Tragedi kematian Jadin akibat bunuh diri menjadi pusat dari perjalanan emosional Joe. Sebelum kematiannya, Jadin di serang secara fisik di ruang ganti sekolah, yang memperparah kondisi mentalnya. Dalam catatan yang di temukan oleh ibunya, Lola, Jadin menulis tentang keinginannya untuk bunuh diri, mengungkapkan betapa dalam rasa sakit yang ia rasakan akibat bullying yang terus berlangsung.
Kehancuran Keluarga dan Penebusan Joe
Setelah kematian Jadin, keluarga Bell terpecah oleh duka dan rasa bersalah. Joe, dalam keputusasaannya, hampir bunuh diri sebelum di hentikan oleh putranya yang lebih muda, Joseph. Merasa bertanggung jawab atas kematian Jadin dan mencari cara untuk menebus kesalahannya, Joe memulai perjalanan dari Idaho menuju New York City, tempat yang di impikan oleh Jadin.
Lola, istri Joe, kemudian menemukan surat permintaan maaf dari salah satu pelaku bullying Jadin, yang ditinggalkan di makamnya. Namun, ini tidak cukup untuk menenangkan kemarahan dan rasa sakit yang Joe rasakan.

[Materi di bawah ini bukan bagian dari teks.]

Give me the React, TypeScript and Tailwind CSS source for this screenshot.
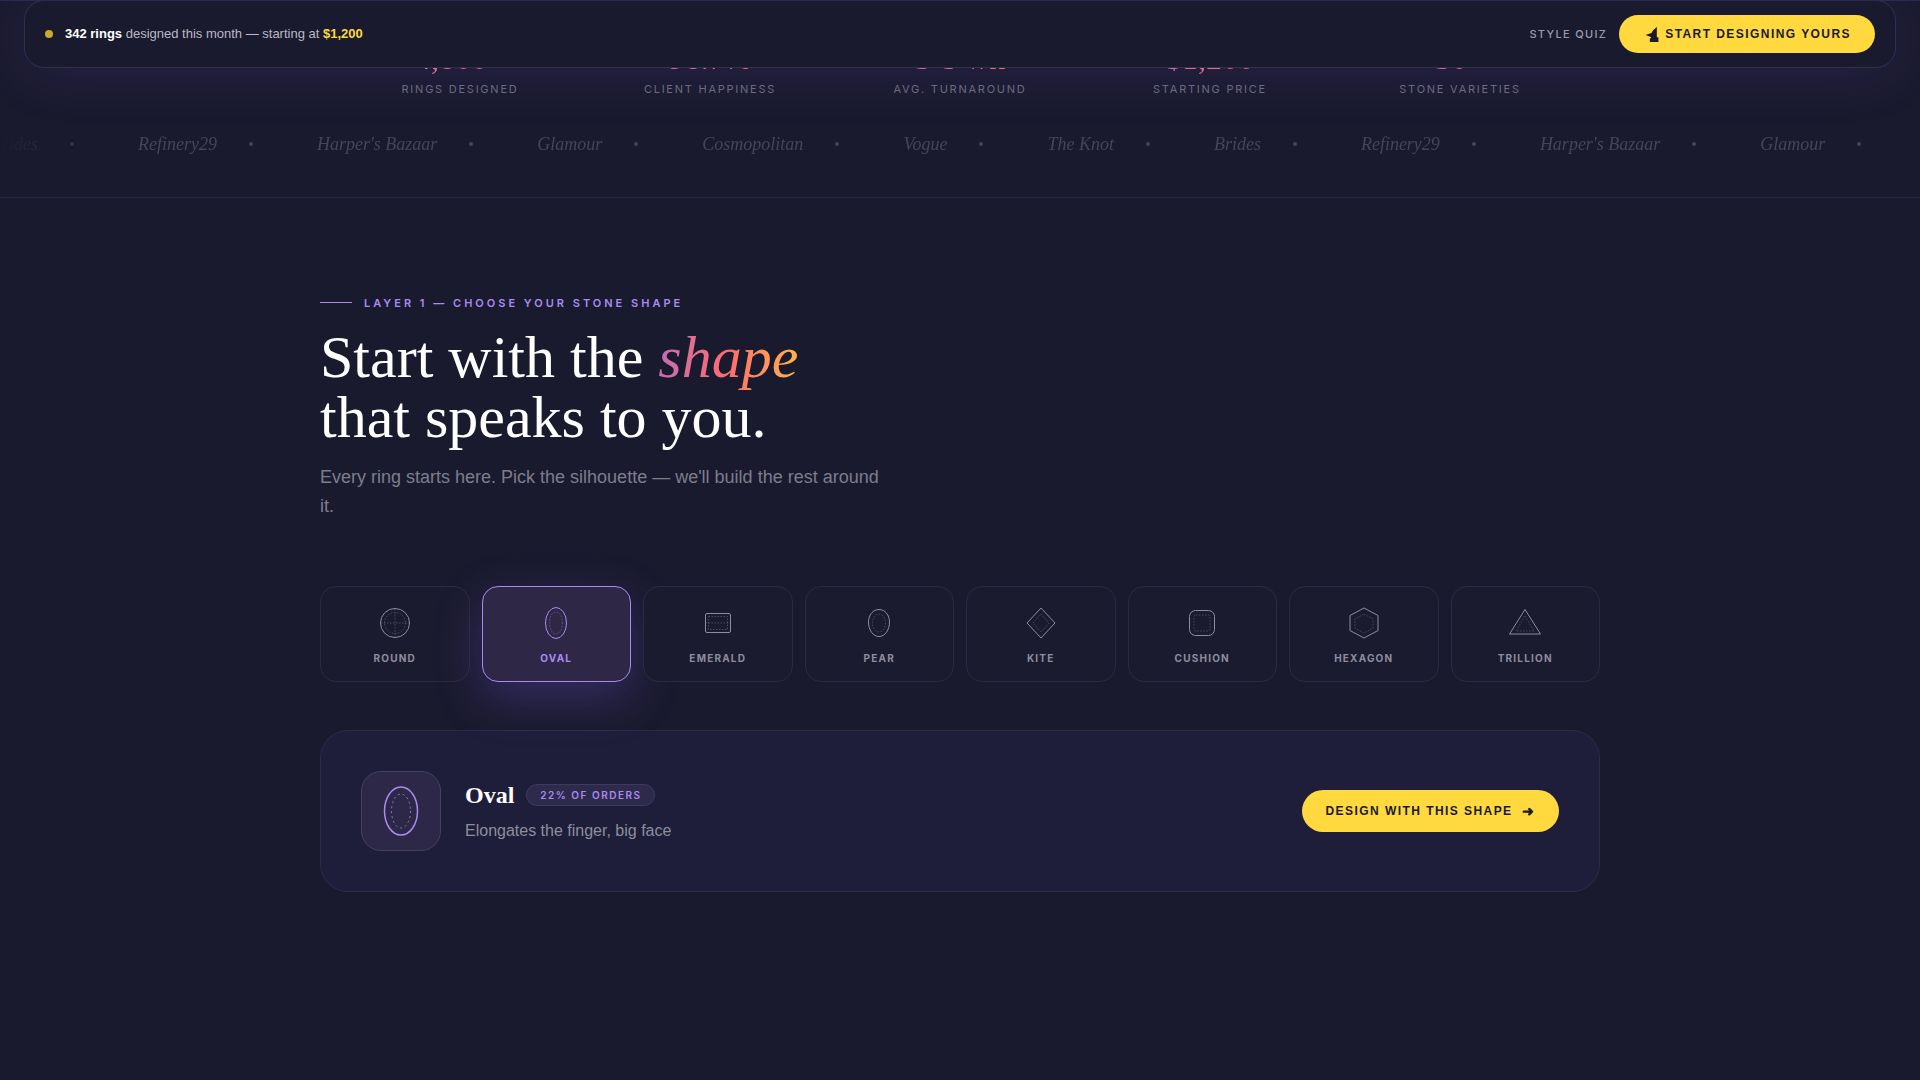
import React from 'react';

const sans = { fontFamily: '"Liberation Sans", Arial, sans-serif' };

const stats = [
  { value: '4,800+', label: 'RINGS DESIGNED' },
  { value: '98.7%', label: 'CLIENT HAPPINESS' },
  { value: '3-5 wk', label: 'AVG. TURNAROUND' },
  { value: '$1,200', label: 'STARTING PRICE' },
  { value: '30+', label: 'STONE VARIETIES' },
];

const press = ['Brides', 'Refinery29', "Harper's Bazaar", 'Glamour', 'Cosmopolitan', 'Vogue', 'The Knot', 'Brides', 'Refinery29', "Harper's Bazaar", 'Glamour'];

function ShapeIcon({ name, active }: { name: string; active: boolean }) {
  const stroke = active ? '#a98bf0' : '#8d8d9e';
  const outer = { fill: 'none', stroke, strokeWidth: 1 };
  const inner = { fill: 'none', stroke, strokeWidth: 0.6, strokeDasharray: '1.5 1.5', opacity: 0.7 };
  return (
    <svg width="40" height="40" viewBox="0 0 40 40">
      {name === 'ROUND' && (
        <>
          <circle cx="20" cy="20" r="14.5" {...outer} />
          <circle cx="20" cy="20" r="10.5" {...inner} />
          <path d="M20 6V34M6 20H34" {...inner} />
        </>
      )}
      {name === 'OVAL' && (
        <>
          <ellipse cx="20" cy="20" rx="10.5" ry="15.5" {...outer} />
          <ellipse cx="20" cy="20" rx="6.5" ry="11" {...inner} />
        </>
      )}
      {name === 'EMERALD' && (
        <>
          <rect x="7.5" y="10.5" width="25" height="19" rx="1.5" {...outer} />
          <rect x="10.5" y="13.5" width="19" height="13" {...inner} />
          <path d="M7.5 20H32.5" {...inner} />
        </>
      )}
      {name === 'PEAR' && (
        <>
          <path d="M20 6.5C26 6.5 30.5 12 30.5 19C30.5 27 26 33.5 20 33.5C14 33.5 9.5 27 9.5 19C9.5 12 14 6.5 20 6.5Z" {...outer} />
          <ellipse cx="20" cy="20" rx="6.5" ry="9" {...inner} />
        </>
      )}
      {name === 'KITE' && (
        <>
          <path d="M20 5L34 20L20 35L6 20Z" {...outer} />
          <path d="M20 11L28 20L20 29L12 20Z" {...inner} />
        </>
      )}
      {name === 'CUSHION' && (
        <>
          <rect x="7.5" y="7.5" width="25" height="25" rx="6" {...outer} />
          <rect x="12" y="12" width="16" height="16" rx="2" {...inner} />
        </>
      )}
      {name === 'HEXAGON' && (
        <>
          <path d="M20 5L34 12.5V27.5L20 35L6 27.5V12.5Z" {...outer} />
          <path d="M20 11L29 16V25L20 30L11 25V16Z" {...inner} />
        </>
      )}
      {name === 'TRILLION' && (
        <>
          <path d="M20 6.5L35.5 31H4.5Z" {...outer} />
          <path d="M20 13L29 28H11Z" {...inner} />
        </>
      )}
    </svg>
  );
}

const shapes = ['ROUND', 'OVAL', 'EMERALD', 'PEAR', 'KITE', 'CUSHION', 'HEXAGON', 'TRILLION'];

export default function App() {
  return (
    <div className="relative h-[1080px] w-full overflow-hidden bg-[#1a1a2e] text-white" style={sans}>
      {/* top nav floats over the scrolled page */}
      <div className="absolute left-0 top-0 z-20 h-px w-full bg-[#2a2a55]" />
      <nav className="absolute left-6 right-6 top-0 z-10 flex h-[68px] items-center justify-between rounded-[20px] border border-[#33304f] bg-[#1a1a2e] pl-5 pr-5 shadow-[0_4px_56px_rgba(124,92,230,0.13)]">
        <div className="flex items-center gap-3 text-[13px] text-[#b9b9c4]">
          <span className="h-2 w-2 rounded-full bg-[#c9ab2e]" />
          <span>
            <b className="font-bold text-white">342 rings</b> designed this month — starting at{' '}
            <b className="font-bold text-[#ffd93d]">$1,200</b>
          </span>
        </div>
        <div className="flex items-center gap-3">
          <span className="text-[11px] font-medium tracking-[0.12em] text-[#9a9aa8]" style={{ fontFamily: 'Inter, sans-serif' }}>
            STYLE QUIZ
          </span>
          <button className="flex h-[38px] items-center gap-[6px] rounded-full bg-[#ffd93d] pl-[26px] pr-6 text-xs font-bold tracking-[0.12em] text-[#1a1a2e]">
            <svg width="14" height="15" viewBox="0 0 12 14" fill="#1a1a2e">
              <path d="M10.5 0V9.5H12V14H4V11L5.5 9.5L0 7.5L5.5 5.5L7 3Z" />
            </svg>
            START DESIGNING YOURS
          </button>
        </div>
      </nav>

      {/* stats row, its values run under the nav */}
      <div className="mx-auto mt-[42px] grid w-[1250px] grid-cols-5">
        {stats.map((s) => (
          <div key={s.label} className="flex flex-col items-center">
            <div
              className="bg-gradient-to-r from-[#d86fa8] to-[#ff6b6b] bg-clip-text text-[32px] leading-none text-transparent"
              style={{ fontFamily: '"Liberation Serif", serif' }}
            >
              {s.value}
            </div>
            <div className="mt-[7px] text-[11px] tracking-[0.16em] text-[#6c6c7d]" style={{ fontFamily: 'Inter, sans-serif' }}>
              {s.label}
            </div>
          </div>
        ))}
      </div>

      {/* press marquee */}
      <div className="mt-[22px] h-[78px] border-b border-[#25253c]">
        <div className="flex items-start overflow-hidden [mask-image:linear-gradient(to_right,transparent,black_6%,black_100%)]">
          <div className="ml-[-9px] flex shrink-0 items-center pt-[10px]">
            {press.map((p, i) => (
              <div key={i} className="flex shrink-0 items-center">
                <span className="text-lg italic text-[#454556]" style={{ fontFamily: '"Liberation Serif", serif' }}>
                  {p}
                </span>
                <span className="ml-8 mr-16 h-1 w-1 rounded-full bg-[#454556]" />
              </div>
            ))}
          </div>
        </div>
      </div>

      <main className="mx-auto w-[1280px] pt-[97px]">
        <div className="flex items-center gap-3">
          <span className="h-px w-8 bg-[#a98bf0]" />
          <span className="text-[11px] font-semibold tracking-[3px] text-[#a98bf0]" style={{ fontFamily: 'Inter, sans-serif' }}>
            LAYER 1 — CHOOSE YOUR STONE SHAPE
          </span>
        </div>
        <h1 className="mt-4 text-[60px] font-normal leading-[60px]" style={{ fontFamily: '"Liberation Serif", serif' }}>
          Start with the{' '}
          <em className="bg-gradient-to-r from-[#c56cb0] via-[#ff6b6b] to-[#ffb347] bg-clip-text italic text-transparent">shape</em>
          <br />
          that speaks to you.
        </h1>
        <p className="mt-4 w-[560px] text-lg leading-[29px] text-[#7d7d8c]">
          Every ring starts here. Pick the silhouette — we'll build the rest around it.
        </p>

        <div className="mt-[65px] grid grid-cols-8 gap-3">
          {shapes.map((name) => {
            const active = name === 'OVAL';
            return (
              <div
                key={name}
                className={
                  active
                    ? 'flex h-24 flex-col items-center rounded-2xl border border-[#a98bf0] bg-[#2e2846] pt-4 shadow-[0_16px_48px_rgba(124,92,230,0.28)]'
                    : 'flex h-24 flex-col items-center rounded-2xl border border-[#2a2a40] bg-[#1b1b2f] pt-4'
                }
              >
                <ShapeIcon name={name} active={active} />
                <span
                  className={active ? 'mt-2 text-[10px] font-bold tracking-[0.12em] text-[#a98bf0]' : 'mt-2 text-[10px] font-bold tracking-[0.12em] text-[#8d8d9e]'}
                  style={{ fontFamily: 'Inter, sans-serif' }}
                >
                  {name}
                </span>
              </div>
            );
          })}
        </div>

        <div className="mt-12 flex h-[162px] items-center justify-between rounded-[28px] border border-[#2d2b4a] bg-[#1e1e3a] px-10">
          <div className="flex items-center gap-6">
            <div className="flex h-20 w-20 items-center justify-center rounded-[20px] border border-[#45405f] bg-[#2e2848]">
              <svg width="40" height="56" viewBox="0 0 40 56" fill="none">
                <ellipse cx="20" cy="28" rx="16.5" ry="24" stroke="#a98bf0" strokeWidth="1.5" />
                <ellipse cx="20" cy="28" rx="9.5" ry="17" stroke="#8d7fb8" strokeWidth="1" strokeDasharray="2 3" />
              </svg>
            </div>
            <div>
              <div className="flex items-center gap-3">
                <span className="text-2xl font-bold text-white" style={{ fontFamily: '"Liberation Serif", serif' }}>
                  Oval
                </span>
                <span
                  className="rounded-full border border-[#3d3a5c] bg-[#2e2a4c] px-[13px] py-[5px] text-[10px] font-semibold leading-none tracking-[0.15em] text-[#a98bf0]"
                  style={{ fontFamily: 'Inter, sans-serif' }}
                >
                  22% OF ORDERS
                </span>
              </div>
              <p className="mt-2 text-base text-[#8d8d9e]">Elongates the finger, big face</p>
            </div>
          </div>
          <button className="flex h-[42px] items-center gap-[9px] rounded-full bg-[#ffd93d] px-6 text-xs font-bold tracking-[0.12em] text-[#1a1a2e]">
            DESIGN WITH THIS SHAPE
            <span className="text-sm leading-none">➜</span>
          </button>
        </div>
      </main>
    </div>
  );
}
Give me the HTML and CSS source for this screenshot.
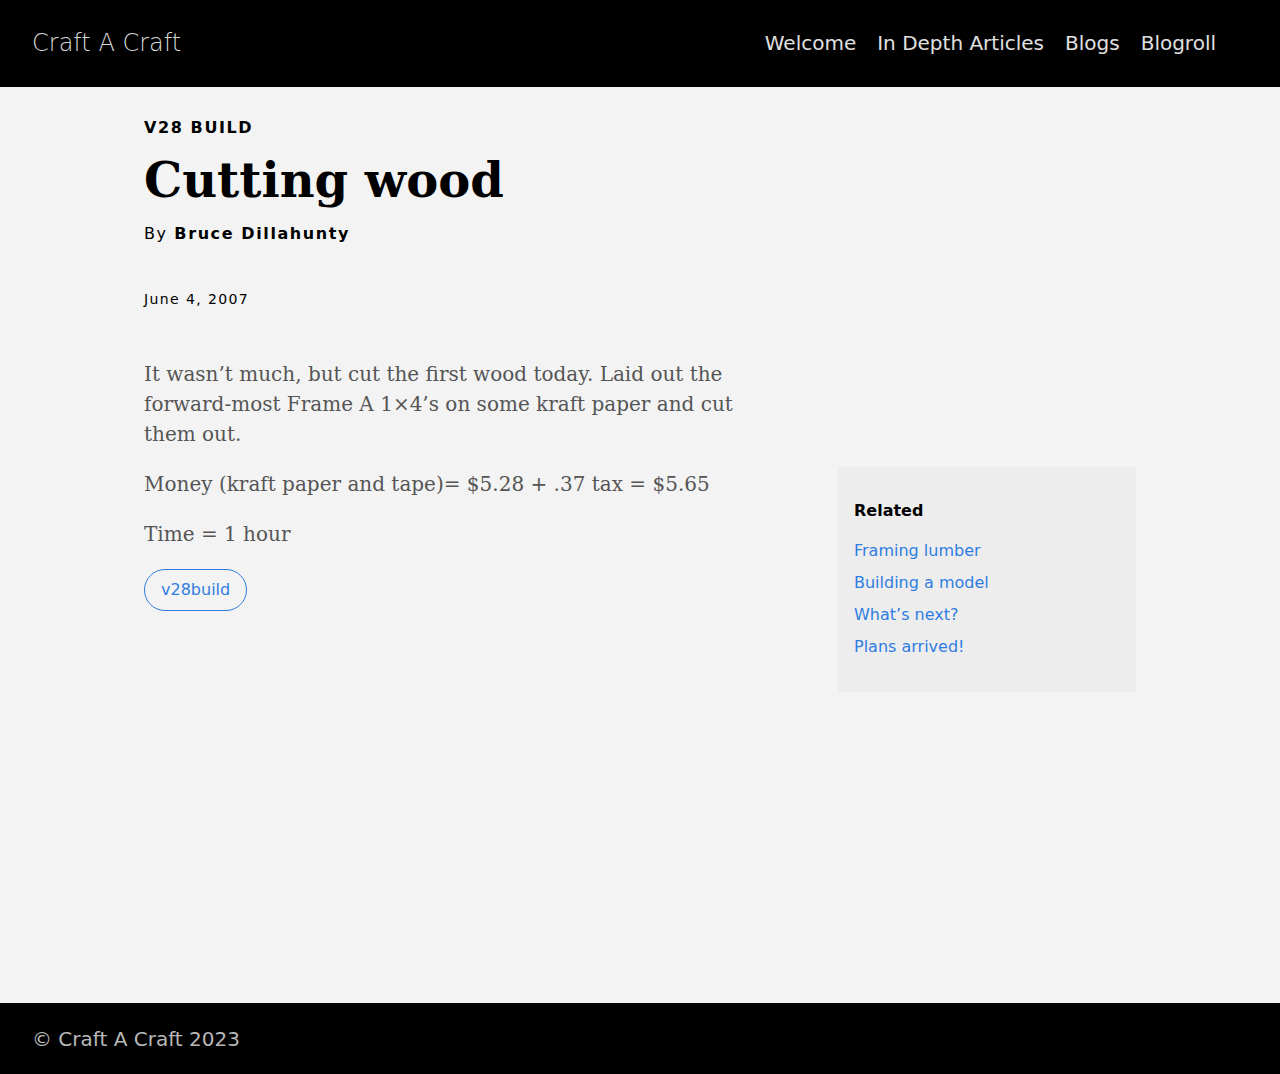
FILE: index.html
```html
<!DOCTYPE html>
<html lang="en">
<head>
<meta charset="utf-8">
<title>Cutting wood - Craft A Craft</title>
<link rel="stylesheet" href="styles.css">
</head>
<body>
<header class="site-header">
  <a class="logo" href="#">Craft A Craft</a>
  <nav class="nav">
    <a href="#">Welcome</a>
    <a href="#">In Depth Articles</a>
    <a href="#">Blogs</a>
    <a href="#">Blogroll</a>
  </nav>
</header>
<main class="page">
  <div class="post-head">
    <div class="category">V28 BUILD</div>
    <h1 class="title">Cutting wood</h1>
    <div class="byline">By <strong>Bruce Dillahunty</strong></div>
    <div class="date">June 4, 2007</div>
  </div>
  <div class="columns">
    <article class="content">
      <p>It wasn’t much, but cut the first wood today. Laid out the forward-most Frame A 1×4’s on some kraft paper and cut them out.</p>
      <p>Money (kraft paper and tape)= $5.28 + .37 tax = $5.65</p>
      <p>Time = 1 hour</p>
      <div class="tags"><a class="tag" href="#">v28build</a></div>
    </article>
    <aside class="sidebar">
      <div class="related">
        <h3>Related</h3>
        <ul>
          <li><a href="#">Framing lumber</a></li>
          <li><a href="#">Building a model</a></li>
          <li><a href="#">What’s next?</a></li>
          <li><a href="#">Plans arrived!</a></li>
        </ul>
      </div>
    </aside>
  </div>
</main>
<footer class="site-footer">© Craft A Craft 2023</footer>
</body>
</html>
```
FILE: styles.css
```css
* { box-sizing: border-box; }
html, body { margin: 0; padding: 0; }
body {
  background: #f3f3f3;
  font-family: "DejaVu Sans", sans-serif;
  color: #000;
  min-height: 1074px;
  display: flex;
  flex-direction: column;
}
a { text-decoration: none; }
.site-header {
  background: #000;
  height: 87px;
  display: flex;
  align-items: center;
  justify-content: space-between;
  padding: 0 64px 0 32px;
}
.logo {
  font-family: "DejaVu Sans", sans-serif;
  font-weight: 200;
  font-size: 24px;
  color: #d8d8d8;
  margin-top: -2px;
}
.nav { display: flex; gap: 21px; }
.nav a { color: #e0e0e0; font-size: 20px; margin-top: -2px; }
.page {
  flex: 1;
  width: 992px;
  margin: 0 auto;
  padding-top: 31px;
}
.category {
  font-weight: bold;
  font-size: 16px;
  letter-spacing: 0.1em;
  line-height: 20px;
}
.title {
  font-family: "DejaVu Serif", serif;
  font-weight: bold;
  font-size: 48px;
  line-height: 60px;
  margin: 12px 0 12px;
}
.byline { font-size: 16px; letter-spacing: 0.1em; line-height: 24px; }
.byline strong { font-weight: bold; }
.date { font-size: 14px; letter-spacing: 0.1em; margin-top: 43px; line-height: 20px; }
.columns {
  display: flex;
  justify-content: space-between;
  margin-top: 50px;
}
.content { width: 600px; }
.content p {
  font-family: "DejaVu Serif", serif;
  font-size: 20px;
  line-height: 30px;
  color: #555;
  margin: 0 0 20px;
}
.tag {
  display: inline-block;
  border: 1px solid #2f7de1;
  color: #2f7de1;
  border-radius: 21px;
  height: 42px;
  line-height: 40px;
  padding: 0 16px;
  font-size: 16px;
}
.sidebar { width: 298px; padding-top: 108px; }
.related {
  background: #ededed;
  padding: 34px 16px 29px;
}
.related h3 { margin: 0 0 14px; font-size: 16px; line-height: 20px; }
.related ul { list-style: none; margin: 0; padding: 0; }
.related li { line-height: 32px; font-size: 16px; }
.related a { color: #2f7de1; }
.site-footer {
  background: #000;
  color: #b8b8b8;
  height: 71px;
  padding: 0 32px;
  display: flex;
  align-items: center;
  font-size: 20px;
}
```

Ketika Joe semakin terkenal karena perjalanannya, Lola bahkan mulai mempertanyakan apakah Joe melakukannya demi Jadin atau hanya demi popularitas pribadi.
Baca Juga:
Sinopsis Film Pandora: Bencana Nuklir yang Menggugah Emosi
Momen Refleksi dan Akhir yang Tragis
Selama perjalanannya, Joe bertemu dengan berbagai orang, termasuk seorang sheriff bernama Gary yang menceritakan kisah putranya yang juga gay. Pertemuan ini memberikan Joe kesempatan untuk merefleksikan hubungannya dengan Jadin dan apa yang bisa ia lakukan berbeda. Joe mengakui bahwa ia tidak pernah benar-benar mengatakan pada Jadin bahwa tidak apa-apa menjadi dirinya sendiri, dan ini menjadi penyesalan terbesar dalam hidupnya.
Pada akhir film, Joe akhirnya berdamai dengan rasa bersalahnya dan memutuskan untuk melanjutkan perjalanannya meskipun kelelahan fisik dan emosional. Namun, nasib tragis menanti Joe di Colorado, di mana ia di tabrak oleh sebuah truk yang menyebabkan kematiannya.
Ending yang Mengharukan
Film ini di tutup dengan adegan di mana Joe dan Jadin, dalam sebuah imaji yang indah, berjalan bersama menuju sinar matahari. Ini melambangkan perdamaian batin yang akhirnya di capai Joe, meski dengan harga yang sangat mahal. Foto-foto dan video dari keluarga Bell yang sesungguhnya muncul saat kredit film bergulir, menegaskan bahwa ini adalah kisah nyata yang menyentuh hati.
Pesan Moral: Menghentikan Bullying dan Homofobia
“Joe Bell” adalah sebuah film yang penuh dengan pesan moral mendalam tentang pentingnya melawan bullying dan homofobia, terutama dalam konteks bagaimana perlakuan tersebut dapat berdampak fatal pada korban. Film ini juga menyoroti pentingnya komunikasi terbuka antara orang tua dan anak-anak mereka, serta perlunya lingkungan yang mendukung bagi remaja LGBTQ+.
Beberapa Poin Utama dari Film:
- Bullying terhadap komunitas LGBTQ+: Jadin menjadi korban bullying di sekolahnya karena orientasi seksualnya.
- Perjalanan untuk Kesadaran: Joe Bell melakukan perjalanan melintasi Amerika untuk meningkatkan kesadaran tentang bullying dan homofobia.
- Penyesalan Orang Tua: Joe menyesali banyak hal tentang bagaimana ia menangani situasi Jadin, terutama ketidakmampuannya menyatakan dukungan secara eksplisit.
- Tragedi Kematian: Jadin akhirnya bunuh diri, dan Joe kemudian meninggal dalam kecelakaan lalu lintas selama perjalanannya.
“Joe Bell” bukan hanya sebuah film tentang kehilangan, tetapi juga tentang pengampunan, kesadaran, dan perjuangan melawan di skriminasi yang harus terus di perjuangkan.